> [Do this]:
Copy exactly, leaving out every image, the lines from the one with "Rebuild this screenshot" through the one with "</SectionRow>", inclusive.

Interface markup and scripts:
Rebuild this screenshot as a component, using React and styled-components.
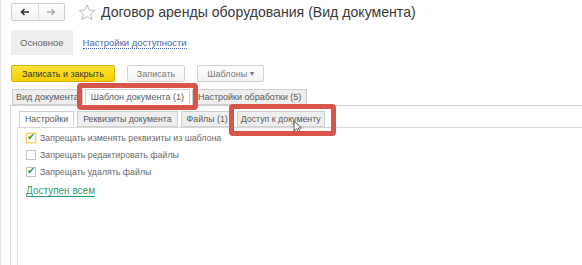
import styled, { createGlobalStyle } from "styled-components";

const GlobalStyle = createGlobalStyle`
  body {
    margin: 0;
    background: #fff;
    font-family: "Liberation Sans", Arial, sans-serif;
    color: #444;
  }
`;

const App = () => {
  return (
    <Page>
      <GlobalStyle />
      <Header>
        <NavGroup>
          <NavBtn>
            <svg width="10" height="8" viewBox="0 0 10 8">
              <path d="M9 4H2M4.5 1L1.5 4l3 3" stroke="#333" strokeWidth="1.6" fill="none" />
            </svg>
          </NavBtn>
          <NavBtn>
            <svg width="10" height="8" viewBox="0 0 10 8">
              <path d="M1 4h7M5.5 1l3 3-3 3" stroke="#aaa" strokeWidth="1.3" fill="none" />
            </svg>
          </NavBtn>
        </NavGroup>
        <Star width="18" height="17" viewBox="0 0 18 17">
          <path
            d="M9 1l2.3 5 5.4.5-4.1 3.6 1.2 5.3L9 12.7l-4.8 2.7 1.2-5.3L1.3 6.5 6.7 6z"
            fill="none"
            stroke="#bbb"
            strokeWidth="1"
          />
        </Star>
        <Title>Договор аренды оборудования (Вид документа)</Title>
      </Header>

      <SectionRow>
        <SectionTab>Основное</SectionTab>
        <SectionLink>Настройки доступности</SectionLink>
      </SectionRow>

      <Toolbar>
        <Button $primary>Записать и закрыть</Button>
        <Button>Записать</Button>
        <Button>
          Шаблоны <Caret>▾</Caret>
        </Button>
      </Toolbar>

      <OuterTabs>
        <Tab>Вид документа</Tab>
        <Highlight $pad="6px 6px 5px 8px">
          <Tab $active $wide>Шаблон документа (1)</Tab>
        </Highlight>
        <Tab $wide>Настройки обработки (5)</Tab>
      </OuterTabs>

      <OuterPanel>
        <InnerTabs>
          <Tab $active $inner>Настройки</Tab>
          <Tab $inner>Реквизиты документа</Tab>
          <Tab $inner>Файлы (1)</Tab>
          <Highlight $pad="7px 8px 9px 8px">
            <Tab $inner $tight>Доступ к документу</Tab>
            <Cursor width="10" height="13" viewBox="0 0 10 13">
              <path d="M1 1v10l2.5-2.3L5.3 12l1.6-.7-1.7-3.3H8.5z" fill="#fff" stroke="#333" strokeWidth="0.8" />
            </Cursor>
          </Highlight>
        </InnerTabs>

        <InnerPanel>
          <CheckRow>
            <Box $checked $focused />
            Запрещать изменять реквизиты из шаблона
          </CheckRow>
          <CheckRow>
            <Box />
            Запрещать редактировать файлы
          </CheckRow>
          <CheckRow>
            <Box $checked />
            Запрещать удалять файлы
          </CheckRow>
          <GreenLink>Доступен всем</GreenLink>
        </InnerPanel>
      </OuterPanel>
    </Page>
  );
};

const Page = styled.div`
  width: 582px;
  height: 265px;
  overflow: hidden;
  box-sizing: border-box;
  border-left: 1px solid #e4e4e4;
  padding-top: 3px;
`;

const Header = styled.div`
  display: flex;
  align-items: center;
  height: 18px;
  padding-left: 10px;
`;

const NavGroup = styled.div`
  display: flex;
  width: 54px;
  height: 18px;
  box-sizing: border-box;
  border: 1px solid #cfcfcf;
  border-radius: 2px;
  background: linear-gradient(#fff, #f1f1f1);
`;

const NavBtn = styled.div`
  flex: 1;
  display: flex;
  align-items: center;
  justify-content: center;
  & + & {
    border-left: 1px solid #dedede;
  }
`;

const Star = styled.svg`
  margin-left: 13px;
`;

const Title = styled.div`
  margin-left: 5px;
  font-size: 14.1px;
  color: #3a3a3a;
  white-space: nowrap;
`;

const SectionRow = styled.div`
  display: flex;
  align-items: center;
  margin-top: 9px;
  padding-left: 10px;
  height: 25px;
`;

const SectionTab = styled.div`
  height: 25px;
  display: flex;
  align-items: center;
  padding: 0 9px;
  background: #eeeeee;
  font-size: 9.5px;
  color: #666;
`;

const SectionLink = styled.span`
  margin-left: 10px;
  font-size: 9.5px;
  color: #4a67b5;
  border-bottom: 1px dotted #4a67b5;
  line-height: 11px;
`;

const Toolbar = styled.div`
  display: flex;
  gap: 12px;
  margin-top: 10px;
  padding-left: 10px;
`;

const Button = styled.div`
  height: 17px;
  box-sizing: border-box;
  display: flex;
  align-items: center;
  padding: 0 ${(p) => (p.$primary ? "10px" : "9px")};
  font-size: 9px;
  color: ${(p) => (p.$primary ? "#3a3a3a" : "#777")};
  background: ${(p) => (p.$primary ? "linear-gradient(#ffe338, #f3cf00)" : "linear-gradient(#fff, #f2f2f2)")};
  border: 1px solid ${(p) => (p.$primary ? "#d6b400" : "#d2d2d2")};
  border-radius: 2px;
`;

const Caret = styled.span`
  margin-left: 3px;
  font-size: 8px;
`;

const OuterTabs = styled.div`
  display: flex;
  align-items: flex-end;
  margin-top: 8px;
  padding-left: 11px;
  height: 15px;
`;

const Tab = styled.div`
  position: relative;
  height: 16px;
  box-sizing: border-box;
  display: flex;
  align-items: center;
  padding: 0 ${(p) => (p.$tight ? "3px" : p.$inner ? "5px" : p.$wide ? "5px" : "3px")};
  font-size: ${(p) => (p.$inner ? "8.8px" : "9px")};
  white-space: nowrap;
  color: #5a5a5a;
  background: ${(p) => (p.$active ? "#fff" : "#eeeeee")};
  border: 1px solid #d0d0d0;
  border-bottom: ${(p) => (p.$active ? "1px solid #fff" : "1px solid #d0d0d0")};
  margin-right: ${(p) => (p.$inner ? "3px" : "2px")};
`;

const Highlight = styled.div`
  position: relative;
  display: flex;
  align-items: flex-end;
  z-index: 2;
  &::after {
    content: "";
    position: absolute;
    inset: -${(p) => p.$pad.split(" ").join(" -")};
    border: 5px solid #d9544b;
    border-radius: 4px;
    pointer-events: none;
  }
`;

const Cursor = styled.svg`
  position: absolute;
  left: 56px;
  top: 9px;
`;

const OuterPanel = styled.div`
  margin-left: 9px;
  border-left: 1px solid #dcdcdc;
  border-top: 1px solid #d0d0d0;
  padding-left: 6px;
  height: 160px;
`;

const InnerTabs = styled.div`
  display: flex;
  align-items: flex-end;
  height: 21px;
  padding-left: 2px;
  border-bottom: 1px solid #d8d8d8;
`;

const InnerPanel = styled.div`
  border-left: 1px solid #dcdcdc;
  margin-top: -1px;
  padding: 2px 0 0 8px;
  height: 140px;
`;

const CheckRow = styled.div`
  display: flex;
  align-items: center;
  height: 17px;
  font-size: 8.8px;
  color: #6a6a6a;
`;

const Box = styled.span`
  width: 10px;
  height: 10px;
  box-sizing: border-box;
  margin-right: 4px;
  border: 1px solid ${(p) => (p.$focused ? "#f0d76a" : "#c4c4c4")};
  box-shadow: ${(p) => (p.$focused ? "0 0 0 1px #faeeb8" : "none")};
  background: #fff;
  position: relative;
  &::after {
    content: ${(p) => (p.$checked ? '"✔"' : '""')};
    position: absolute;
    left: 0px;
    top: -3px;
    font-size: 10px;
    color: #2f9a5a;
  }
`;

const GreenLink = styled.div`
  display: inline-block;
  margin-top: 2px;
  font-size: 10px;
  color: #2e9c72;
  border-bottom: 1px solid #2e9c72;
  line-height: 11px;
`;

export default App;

* * *

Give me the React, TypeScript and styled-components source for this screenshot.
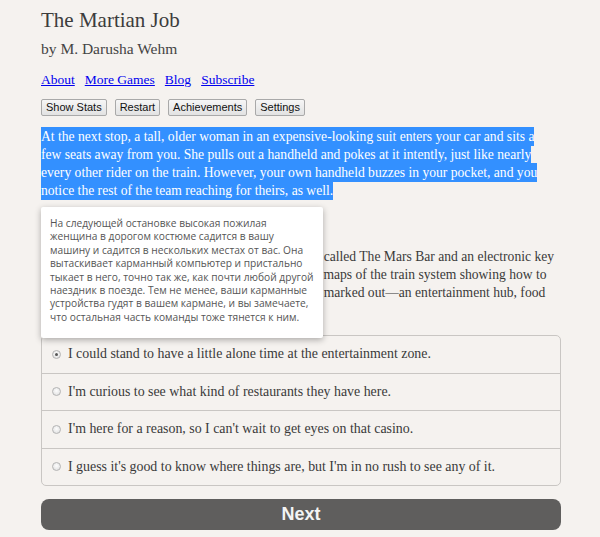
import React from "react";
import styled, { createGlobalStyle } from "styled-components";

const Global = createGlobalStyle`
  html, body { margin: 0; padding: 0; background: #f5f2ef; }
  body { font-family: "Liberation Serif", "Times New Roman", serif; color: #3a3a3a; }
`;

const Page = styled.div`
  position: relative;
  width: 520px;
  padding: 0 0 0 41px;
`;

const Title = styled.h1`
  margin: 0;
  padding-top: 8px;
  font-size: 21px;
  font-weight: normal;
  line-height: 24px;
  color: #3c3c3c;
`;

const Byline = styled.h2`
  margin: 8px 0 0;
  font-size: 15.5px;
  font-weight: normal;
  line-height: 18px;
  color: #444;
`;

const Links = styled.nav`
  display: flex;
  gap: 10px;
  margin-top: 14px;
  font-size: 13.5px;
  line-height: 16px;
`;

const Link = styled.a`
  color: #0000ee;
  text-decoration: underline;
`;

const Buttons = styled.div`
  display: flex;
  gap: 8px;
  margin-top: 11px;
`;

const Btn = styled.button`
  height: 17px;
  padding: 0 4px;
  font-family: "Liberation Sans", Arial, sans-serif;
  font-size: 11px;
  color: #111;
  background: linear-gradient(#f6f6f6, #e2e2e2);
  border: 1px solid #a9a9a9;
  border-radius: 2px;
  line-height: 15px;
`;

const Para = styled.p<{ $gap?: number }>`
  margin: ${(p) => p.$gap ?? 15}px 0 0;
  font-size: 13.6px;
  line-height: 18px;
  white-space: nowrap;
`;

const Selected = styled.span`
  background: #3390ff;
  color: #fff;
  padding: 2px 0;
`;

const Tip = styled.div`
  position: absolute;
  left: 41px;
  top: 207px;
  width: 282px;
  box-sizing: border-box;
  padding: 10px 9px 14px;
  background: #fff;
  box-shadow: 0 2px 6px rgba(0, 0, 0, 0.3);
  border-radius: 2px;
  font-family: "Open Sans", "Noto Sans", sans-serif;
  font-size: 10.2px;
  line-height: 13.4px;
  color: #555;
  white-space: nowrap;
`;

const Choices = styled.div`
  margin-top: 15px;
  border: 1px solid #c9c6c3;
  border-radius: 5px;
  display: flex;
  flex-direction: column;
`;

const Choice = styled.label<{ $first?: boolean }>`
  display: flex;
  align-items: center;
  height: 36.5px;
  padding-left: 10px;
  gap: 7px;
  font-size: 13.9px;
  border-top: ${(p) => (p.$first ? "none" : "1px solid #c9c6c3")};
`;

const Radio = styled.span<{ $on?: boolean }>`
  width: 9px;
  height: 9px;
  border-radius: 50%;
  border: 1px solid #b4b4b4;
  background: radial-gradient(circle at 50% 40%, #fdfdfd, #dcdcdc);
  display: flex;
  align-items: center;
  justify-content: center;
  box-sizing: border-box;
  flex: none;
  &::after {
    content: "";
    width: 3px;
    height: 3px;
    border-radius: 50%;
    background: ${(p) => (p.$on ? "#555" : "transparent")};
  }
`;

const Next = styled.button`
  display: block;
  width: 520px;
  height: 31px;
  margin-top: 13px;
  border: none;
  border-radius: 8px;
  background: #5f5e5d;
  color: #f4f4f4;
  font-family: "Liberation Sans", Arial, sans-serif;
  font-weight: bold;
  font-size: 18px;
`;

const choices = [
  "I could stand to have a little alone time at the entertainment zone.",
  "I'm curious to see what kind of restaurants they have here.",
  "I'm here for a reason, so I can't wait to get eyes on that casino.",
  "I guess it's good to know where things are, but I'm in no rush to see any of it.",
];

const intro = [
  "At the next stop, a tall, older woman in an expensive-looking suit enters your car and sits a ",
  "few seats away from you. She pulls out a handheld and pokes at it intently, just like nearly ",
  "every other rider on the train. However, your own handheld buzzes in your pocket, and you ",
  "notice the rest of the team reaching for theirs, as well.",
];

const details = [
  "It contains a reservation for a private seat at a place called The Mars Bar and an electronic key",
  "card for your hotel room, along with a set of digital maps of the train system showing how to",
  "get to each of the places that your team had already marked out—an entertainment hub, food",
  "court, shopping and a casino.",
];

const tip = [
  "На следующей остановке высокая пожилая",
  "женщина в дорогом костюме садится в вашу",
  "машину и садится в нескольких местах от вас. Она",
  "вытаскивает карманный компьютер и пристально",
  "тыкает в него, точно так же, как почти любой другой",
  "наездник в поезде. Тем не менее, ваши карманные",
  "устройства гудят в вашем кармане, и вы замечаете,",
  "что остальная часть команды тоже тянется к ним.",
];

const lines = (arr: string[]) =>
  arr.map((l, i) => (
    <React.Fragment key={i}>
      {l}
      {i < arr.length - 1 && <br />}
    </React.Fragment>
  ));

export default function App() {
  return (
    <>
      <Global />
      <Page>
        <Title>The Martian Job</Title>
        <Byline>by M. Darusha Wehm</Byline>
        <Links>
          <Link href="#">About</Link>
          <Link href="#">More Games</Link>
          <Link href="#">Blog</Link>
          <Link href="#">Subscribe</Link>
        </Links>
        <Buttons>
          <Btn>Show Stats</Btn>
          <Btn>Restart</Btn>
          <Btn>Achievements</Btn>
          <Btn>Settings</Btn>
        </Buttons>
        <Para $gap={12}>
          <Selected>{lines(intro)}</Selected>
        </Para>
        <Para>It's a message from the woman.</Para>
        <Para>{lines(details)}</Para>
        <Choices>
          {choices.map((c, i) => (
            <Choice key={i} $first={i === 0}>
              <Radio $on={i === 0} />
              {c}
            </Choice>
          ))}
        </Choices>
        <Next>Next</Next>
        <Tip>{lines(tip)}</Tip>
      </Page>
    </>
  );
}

> [Written solution]:
Rebuild this screenshot as a component, using React and styled-components.
import styled, { createGlobalStyle } from "styled-components";

const GlobalStyle = createGlobalStyle`
  body {
    margin: 0;
    background: #fff;
    font-family: "Liberation Sans", Arial, sans-serif;
    color: #444;
  }
`;

const App = () => {
  return (
    <Page>
      <GlobalStyle />
      <Header>
        <NavGroup>
          <NavBtn>
            <svg width="10" height="8" viewBox="0 0 10 8">
              <path d="M9 4H2M4.5 1L1.5 4l3 3" stroke="#333" strokeWidth="1.6" fill="none" />
            </svg>
          </NavBtn>
          <NavBtn>
            <svg width="10" height="8" viewBox="0 0 10 8">
              <path d="M1 4h7M5.5 1l3 3-3 3" stroke="#aaa" strokeWidth="1.3" fill="none" />
            </svg>
          </NavBtn>
        </NavGroup>
        <Star width="18" height="17" viewBox="0 0 18 17">
          <path
            d="M9 1l2.3 5 5.4.5-4.1 3.6 1.2 5.3L9 12.7l-4.8 2.7 1.2-5.3L1.3 6.5 6.7 6z"
            fill="none"
            stroke="#bbb"
            strokeWidth="1"
          />
        </Star>
        <Title>Договор аренды оборудования (Вид документа)</Title>
      </Header>

      <SectionRow>
        <SectionTab>Основное</SectionTab>
        <SectionLink>Настройки доступности</SectionLink>
      </SectionRow>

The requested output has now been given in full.